From: NASA HQ
Posted: Thursday, August 6, 2015
This is a GOES-West infrared image of newborn Tropical Storm Hilda on August 6 at 1500 UTC (11 a.m. EDT). Credits: NASA/NOAA GOES Project
The GOES-West satellite captured images of Tropical Storm Hilda as it developed early on August 6.
A low pressure area organized into a depression early on August 6 and by 11 a.m. EDT (1500 UTC), it strengthened into a tropical storm and was named Hilda. In the GOES-West infrared image from1500 UTC (11 a.m. EDT), thunderstorms tightly surround the center of circulation.
The National Hurricane Center's Forecaster Kimberlain noted "The cyclone's cloud pattern has significantly increased in organization since late yesterday. There is now a small central mass of deep convection, with a band on the northern side of the circulation."

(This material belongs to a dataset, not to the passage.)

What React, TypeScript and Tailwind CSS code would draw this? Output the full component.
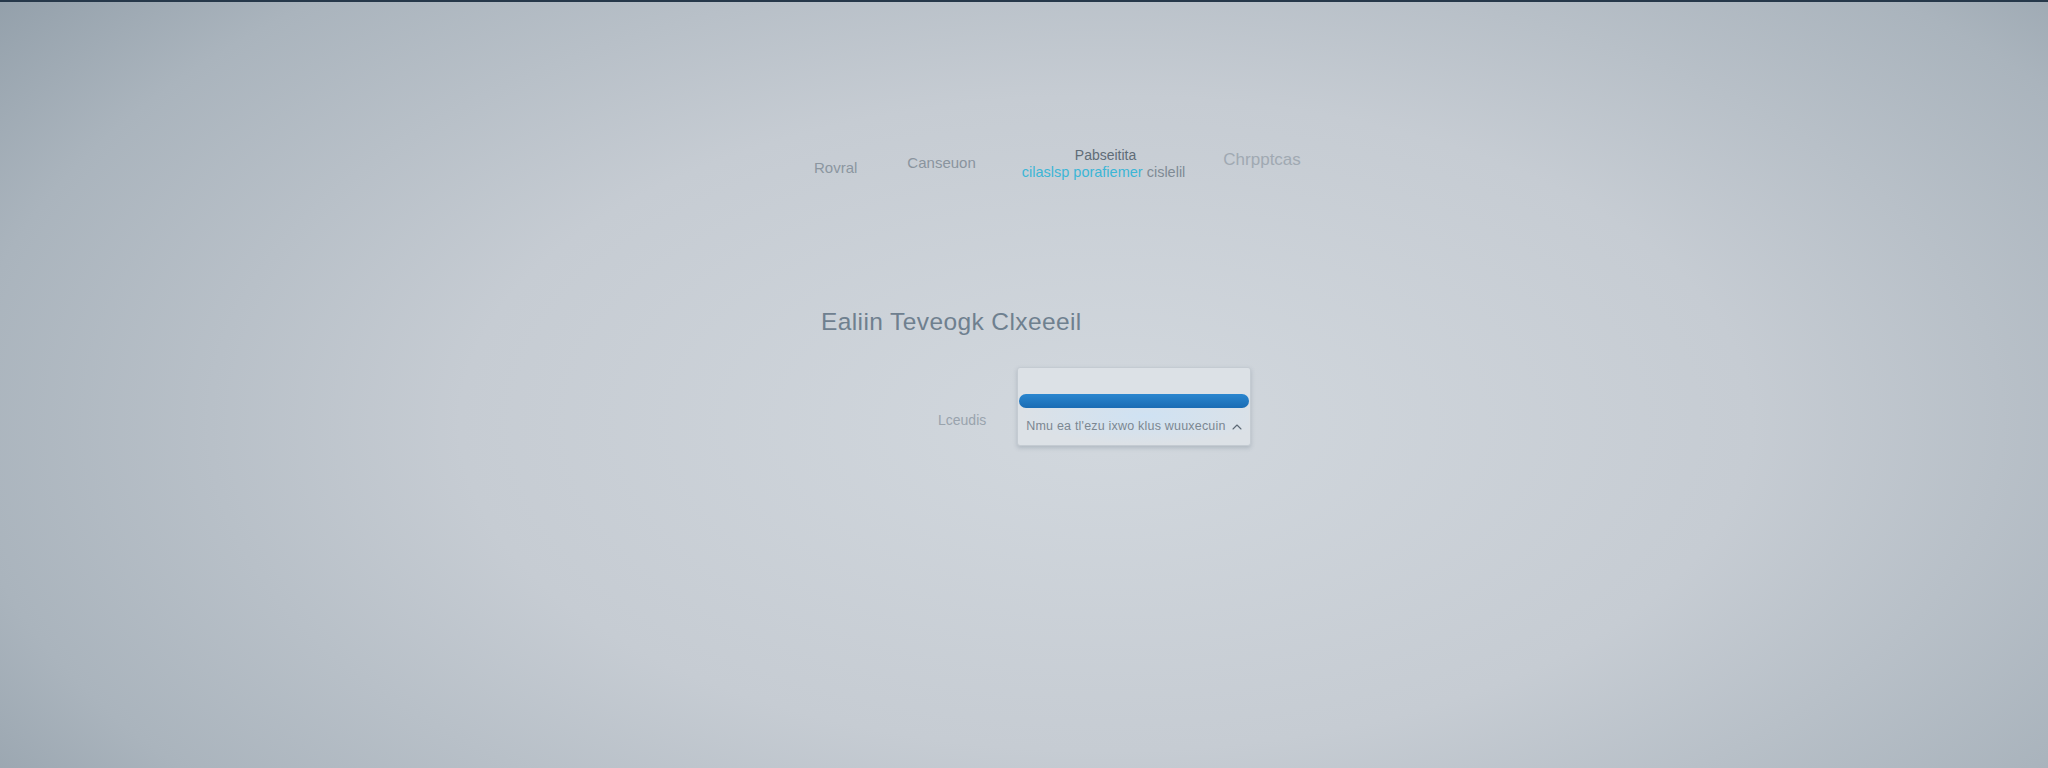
import { ChevronUp } from "lucide-react";

const font = { fontFamily: '"Liberation Sans", Arial, sans-serif' };

function NavBar() {
  return (
    <nav className="flex items-start leading-none">
      <span className="mt-[12px] text-[15px] text-[#8b96a0]">Rovral</span>
      <span className="ml-[50px] mt-[7px] text-[15px] text-[#8a949e]">Canseuon</span>
      <div className="ml-[46px] flex flex-col items-center">
        <span className="ml-[4px] text-[14px] text-[#5f6c77]">Pabseitita</span>
        <span className="mt-[3px] whitespace-nowrap text-[14.5px]">
          <span className="text-[#3cb6d6]">cilaslsp porafiemer</span>{" "}
          <span className="text-[#7f8a94]">cislelil</span>
        </span>
      </div>
      <span className="ml-[38px] mt-[3px] text-[17px] text-[#a0a9b2]">Chrpptcas</span>
    </nav>
  );
}

function Card() {
  return (
    <div className="flex h-[79px] w-[234px] flex-col rounded-[3px] border border-[#c4cbd2] bg-[#dce1e6] px-[1px] pt-[26px] shadow-[0_2px_4px_rgba(80,95,110,0.25)]">
      <div className="h-[14px] w-full rounded-full bg-[linear-gradient(180deg,#2a86cf,#1a6cb4)]" />
      <div className="flex flex-1 items-center gap-[3px] bg-[radial-gradient(ellipse_at_55%_20%,#cfe2f3,transparent_70%)] pl-[7px] pr-[5px]">
        <span className="flex-1 whitespace-nowrap text-[12.5px] tracking-[0.2px] text-[#7b8792]">
          Nmu ea tl&apos;ezu ixwo klus wuuxecuin
        </span>
        <ChevronUp className="size-[16px] shrink-0 text-[#5c6975]" strokeWidth={1.6} />
      </div>
    </div>
  );
}

export default function App() {
  return (
    <div
      style={font}
      className="relative h-[768px] w-[2048px] overflow-hidden border-t-2 border-[#26384a] bg-[radial-gradient(ellipse_70%_95%_at_54%_55%,#d2d8de_0%,#c6ccd3_45%,#aab4bd_80%,#8f9ca7_100%)]"
    >
      <div className="flex flex-col pl-[814px] pt-[146px]">
        <NavBar />
        <h1 className="ml-[7px] mt-[130px] text-[24.5px] font-light leading-none tracking-[0.4px] text-[#6f808f]">
          Ealiin Teveogk Clxeeeil
        </h1>
        <div className="ml-[124px] mt-[33px] flex items-center gap-[31px]">
          <span className="mt-[28px] text-[14px] text-[#99a3ad]">Lceudis</span>
          <Card />
        </div>
      </div>
    </div>
  );
}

At 800 AM PDT (1500 UTC), the center of Tropical Storm Hilda was located near latitude 12.7 North, longitude 132.3 West. That puts the center of Hilda about 1,630 miles or 2,620 km west-southwest of the southern tip of Baja California, Mexico, far from land. Hilda is moving toward the west near 13 mph (20 kph). This motion is expected to continue through tonight followed by a turn toward the west-northwest on Friday. The estimated minimum central pressure is 1004 millibars.
Maximum sustained winds have increased to near 40 mph (65 kph) and strengthening is forecast during the next 48 hours, Hilda is expected to be near hurricane strength by Saturday, August 8.